WORK INSTRUCTIONS:
Go through the data below and copy it exactly, skipping every picture.

RECORDED INFORMATION:
>> Start
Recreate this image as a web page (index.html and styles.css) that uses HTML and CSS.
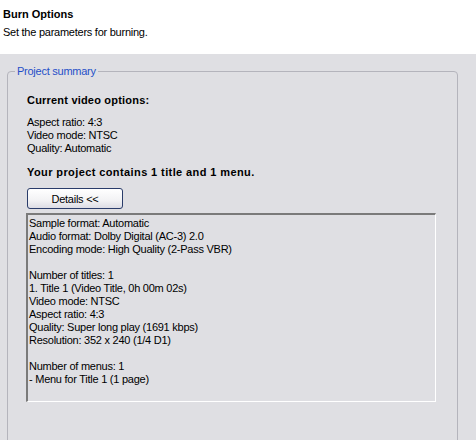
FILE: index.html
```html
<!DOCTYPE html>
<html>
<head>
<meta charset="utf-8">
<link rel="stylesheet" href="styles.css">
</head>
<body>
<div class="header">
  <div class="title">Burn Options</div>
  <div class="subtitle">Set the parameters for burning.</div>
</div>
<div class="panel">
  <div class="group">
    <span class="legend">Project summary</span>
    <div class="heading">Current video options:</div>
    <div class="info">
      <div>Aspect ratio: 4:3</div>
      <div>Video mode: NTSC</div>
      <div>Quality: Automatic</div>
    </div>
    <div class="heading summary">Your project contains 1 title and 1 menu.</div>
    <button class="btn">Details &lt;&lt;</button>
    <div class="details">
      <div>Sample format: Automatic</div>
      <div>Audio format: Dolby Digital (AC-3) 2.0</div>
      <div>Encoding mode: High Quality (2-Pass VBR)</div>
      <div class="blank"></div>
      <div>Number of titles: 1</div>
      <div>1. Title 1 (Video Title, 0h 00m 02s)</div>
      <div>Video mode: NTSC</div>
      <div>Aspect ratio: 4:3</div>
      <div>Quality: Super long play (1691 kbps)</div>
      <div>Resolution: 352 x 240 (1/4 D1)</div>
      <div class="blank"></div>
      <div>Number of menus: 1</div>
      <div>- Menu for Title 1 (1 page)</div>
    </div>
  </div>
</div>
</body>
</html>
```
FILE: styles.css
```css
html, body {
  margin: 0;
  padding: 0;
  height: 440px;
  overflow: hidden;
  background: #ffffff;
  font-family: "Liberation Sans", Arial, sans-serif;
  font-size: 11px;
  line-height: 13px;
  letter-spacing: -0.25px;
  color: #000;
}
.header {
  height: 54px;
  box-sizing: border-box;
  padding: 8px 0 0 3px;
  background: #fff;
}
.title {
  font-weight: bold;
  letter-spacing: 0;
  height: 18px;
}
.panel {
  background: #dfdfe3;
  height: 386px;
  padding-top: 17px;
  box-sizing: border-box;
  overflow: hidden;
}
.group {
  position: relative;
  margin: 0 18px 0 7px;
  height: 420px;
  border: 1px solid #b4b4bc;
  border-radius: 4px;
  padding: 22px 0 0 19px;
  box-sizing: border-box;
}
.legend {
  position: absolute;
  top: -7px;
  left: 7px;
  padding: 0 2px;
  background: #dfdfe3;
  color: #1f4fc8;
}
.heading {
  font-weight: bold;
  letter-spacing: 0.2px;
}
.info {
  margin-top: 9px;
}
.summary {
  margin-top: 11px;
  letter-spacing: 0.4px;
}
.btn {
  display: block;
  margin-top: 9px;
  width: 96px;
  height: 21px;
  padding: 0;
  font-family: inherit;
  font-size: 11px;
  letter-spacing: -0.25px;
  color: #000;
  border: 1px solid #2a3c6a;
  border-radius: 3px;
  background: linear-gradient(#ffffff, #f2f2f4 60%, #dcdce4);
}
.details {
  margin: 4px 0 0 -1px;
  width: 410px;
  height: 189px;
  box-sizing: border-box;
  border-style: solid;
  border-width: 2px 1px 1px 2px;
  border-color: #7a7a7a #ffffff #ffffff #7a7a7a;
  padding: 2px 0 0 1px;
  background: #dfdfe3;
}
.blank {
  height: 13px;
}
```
>> End
RESULT OF THIS EXERCISE:
Recreate this image as a web page (index.html and styles.css) that uses HTML and CSS.
FILE: index.html
```html
<!DOCTYPE html>
<html>
<head>
<meta charset="utf-8">
<link rel="stylesheet" href="styles.css">
</head>
<body>
<div class="header">
  <div class="title">Burn Options</div>
  <div class="subtitle">Set the parameters for burning.</div>
</div>
<div class="panel">
  <div class="group">
    <span class="legend">Project summary</span>
    <div class="heading">Current video options:</div>
    <div class="info">
      <div>Aspect ratio: 4:3</div>
      <div>Video mode: NTSC</div>
      <div>Quality: Automatic</div>
    </div>
    <div class="heading summary">Your project contains 1 title and 1 menu.</div>
    <button class="btn">Details &lt;&lt;</button>
    <div class="details">
      <div>Sample format: Automatic</div>
      <div>Audio format: Dolby Digital (AC-3) 2.0</div>
      <div>Encoding mode: High Quality (2-Pass VBR)</div>
      <div class="blank"></div>
      <div>Number of titles: 1</div>
      <div>1. Title 1 (Video Title, 0h 00m 02s)</div>
      <div>Video mode: NTSC</div>
      <div>Aspect ratio: 4:3</div>
      <div>Quality: Super long play (1691 kbps)</div>
      <div>Resolution: 352 x 240 (1/4 D1)</div>
      <div class="blank"></div>
      <div>Number of menus: 1</div>
      <div>- Menu for Title 1 (1 page)</div>
    </div>
  </div>
</div>
</body>
</html>
```
FILE: styles.css
```css
html, body {
  margin: 0;
  padding: 0;
  height: 440px;
  overflow: hidden;
  background: #ffffff;
  font-family: "Liberation Sans", Arial, sans-serif;
  font-size: 11px;
  line-height: 13px;
  letter-spacing: -0.25px;
  color: #000;
}
.header {
  height: 54px;
  box-sizing: border-box;
  padding: 8px 0 0 3px;
  background: #fff;
}
.title {
  font-weight: bold;
  letter-spacing: 0;
  height: 18px;
}
.panel {
  background: #dfdfe3;
  height: 386px;
  padding-top: 17px;
  box-sizing: border-box;
  overflow: hidden;
}
.group {
  position: relative;
  margin: 0 18px 0 7px;
  height: 420px;
  border: 1px solid #b4b4bc;
  border-radius: 4px;
  padding: 22px 0 0 19px;
  box-sizing: border-box;
}
.legend {
  position: absolute;
  top: -7px;
  left: 7px;
  padding: 0 2px;
  background: #dfdfe3;
  color: #1f4fc8;
}
.heading {
  font-weight: bold;
  letter-spacing: 0.2px;
}
.info {
  margin-top: 9px;
}
.summary {
  margin-top: 11px;
  letter-spacing: 0.4px;
}
.btn {
  display: block;
  margin-top: 9px;
  width: 96px;
  height: 21px;
  padding: 0;
  font-family: inherit;
  font-size: 11px;
  letter-spacing: -0.25px;
  color: #000;
  border: 1px solid #2a3c6a;
  border-radius: 3px;
  background: linear-gradient(#ffffff, #f2f2f4 60%, #dcdce4);
}
.details {
  margin: 4px 0 0 -1px;
  width: 410px;
  height: 189px;
  box-sizing: border-box;
  border-style: solid;
  border-width: 2px 1px 1px 2px;
  border-color: #7a7a7a #ffffff #ffffff #7a7a7a;
  padding: 2px 0 0 1px;
  background: #dfdfe3;
}
.blank {
  height: 13px;
}
```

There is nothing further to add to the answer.